Case ID: ohio-st-3d_88/html/0279-01.html
Source: Caselaw Access Project
Author: {"author": "\n      Per Curiam.\n    ", "license": "Public Domain", "url": "https://static.case.law/"}
Date Created: 2024-08-24T03:29:51.129683

The State ex rel. Haddox, Appellee, v. Industrial Commission of Ohio; Jefferson Smurfit Corporation, Appellant.
    [Cite as State ex rel. Haddox v. Indus. Comm. (2000), 88 Ohio St.3d 279.]
    (No. 98-961
    Submitted January 25, 2000
    Decided April 5, 2000.)
    
      
      Philip J. Fulton & Associates and William A. Thorman III, for appellee.
    
      Scott, Scriven & Wahojf, L.L.P., and Timothy E. Cowans, for appellant Jefferson Smurfit Corporation.
   Per Curiam.

Wage loss is “the difference between the employee’s present earnings and the greater of the employee’s full weekly wage or average weekly wage.” Former Ohio Adm.Code 4121-3-32(A)(5), 1987-1988 OMR 64. Where a claimant “suffers a wage loss as a result of returning to employment other than his former position of employment * * *, he shall receive compensation at sixty-six and two-thirds per cent of his weekly wage loss.” R.C. 4123.56(B).

R.C. 4123.56(B) requires a showing of both actual wage loss and a causal relationship between the allowed condition and the wage loss. State ex rel. Watts v. Schottenstein Stores Corp. (1993), 68 Ohio St.3d 118, 623 N.E.2d 1202. Consistent with these criteria, an earlier Ohio Administrative Code provision ordered compensation where a claimant, “as a direct result of the allowed conditions in the claim, returns to employment other than his former position of employment and suffers a wage loss.” Former Ohio Adm.Code 4121-3-32(D)(1), effective September 26, 1987.

The present claimant’s injury propelled him into a job paying a lower hourly rate. Some weeks, however, entailed considerable overtime, and his actual earnings exceeded his FWW. During these weeks, claimant obviously suffered no wage loss and did not allege any such compensation entitlement. At issue is JSC’s calculation of claimant’s wage loss during those weeks when his FWW exceeded his earnings.

During overtime weeks where actual wages exceeded the FWW, JSC appropriately did not pay wage-loss compensation.
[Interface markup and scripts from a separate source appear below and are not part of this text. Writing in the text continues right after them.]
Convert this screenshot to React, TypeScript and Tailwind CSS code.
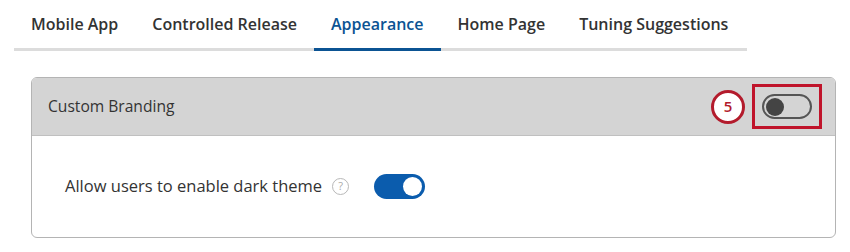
import React from "react";

const tabs = ["Mobile App", "Controlled Release", "Appearance", "Home Page", "Tuning Suggestions"];

export default function App() {
  return (
    <div className="h-[252px] w-[850px] bg-white pt-[4px] font-['Open_Sans',sans-serif] text-[#333]">
      <div className="ml-[14px] flex w-[733px] border-b-[3px] border-[#dcdcdc]">
        {tabs.map((t, i) => (
          <div
            key={t}
            className={
              "-mb-[3px] flex h-[47px] items-start px-[17px] pt-[9px] text-[16px] leading-[22px] font-semibold " +
              (i === 2 ? "border-b-[3px] border-[#0b5393] text-[#0b5393]" : "border-b-[3px] border-transparent text-[#333]")
            }
          >
            {t}
          </div>
        ))}
      </div>

      <div className="ml-[31px] mt-[26px] w-[805px] overflow-hidden rounded-[6px] border border-[#b4b4b4]">
        <div className="flex h-[58px] items-center justify-between border-b border-[#c0c0c0] bg-[#d4d4d4] pl-[16px] pr-[13px]">
          <span className="text-[15.6px] text-[#333]">Custom Branding</span>
          <div className="flex items-center gap-[7px]">
            <div className="flex h-[34px] w-[34px] items-center justify-center rounded-full border-[3px] border-[#b31b2c] bg-white text-[15px] font-semibold text-[#b31b2c]">
              5
            </div>
            <div className="flex h-[45px] w-[70px] items-center justify-center border-[3px] border-[#c0142b]">
              <div className="flex h-[25px] w-[50px] items-center rounded-full border-2 border-[#555] px-[2px]">
                <div className="h-[18px] w-[18px] rounded-full bg-[#444]" />
              </div>
            </div>
          </div>
        </div>
        <div className="flex h-[101px] items-center pl-[33px]">
          <span className="text-[16.5px] text-[#333]">Allow users to enable dark theme</span>
          <div className="ml-[10px] flex h-[17px] w-[17px] items-center justify-center rounded-full border border-[#b8b8b8] text-[11px] text-[#aaa]">
            ?
          </div>
          <div className="ml-[25px] flex h-[25px] w-[51px] items-center justify-end rounded-full bg-[#0b5cad] px-[3px]">
            <div className="h-[19px] w-[19px] rounded-full bg-white" />
          </div>
        </div>
      </div>
    </div>
  );
}
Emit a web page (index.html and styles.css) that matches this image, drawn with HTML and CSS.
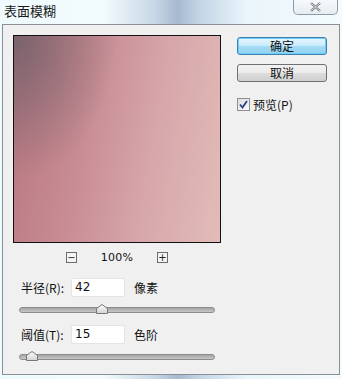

It then went one step further and carried over the amount of earnings that exceeded claimant’s FWW to the weeks in which claimant’s wages fell under that amount. This either eliminated or reduced the amount of wage-loss compensation claimant received during those weeks.

The calculation established by R.C. 4123.56(B) is simple — sixty-six and two-thirds percent of claimant’s weekly wage loss. JSC argues that Ohio Adm.Code 4125-1-01(A)(16) affords employers creativity in calculating the amount of wage loss payable where the employee’s earnings vary from week to week. This argument fails because Ohio Adm.Code 4125-1-01, by its terms, does not, based on claimant’s date of injury, apply to this case.

We also find that R.C. 4123.56(B)’s formula does not create the claimant windfall that'JSC asserts. Claimant is seeking wage loss only during the weeks where he actually had a wage loss. Claimant has never asked that his overtime be ignored or excluded in order to generate wage-loss payment in weeks where his actual earnings exceeded his FWW.

JSC argues that nothing specifically mandates a weekly as opposed to aggregate wage comparison. We disagree. R.C. 4123.56(B) refers to the payment of compensation at “sixty-six and two-thirds per cent of [claimant’s] weekly wage loss.” (Emphasis added.) Similarly, former Ohio Adm.Code 4121-3-32(A)(5), applicable to this case, bases the standard for evaluation on claimant’s weekly wage, be it full or average weekly wage. There is, therefore, support for the conclusion that a week-by-week analysis of wage loss is mandated.

We accordingly affirm the judgment of the court of appeals.

Judgment affirmed.

Moyer, C.J., Douglas, Resnick, F.E. Sweeney, Pfeifer, Cook and Lundberg Stratton, JJ., concur.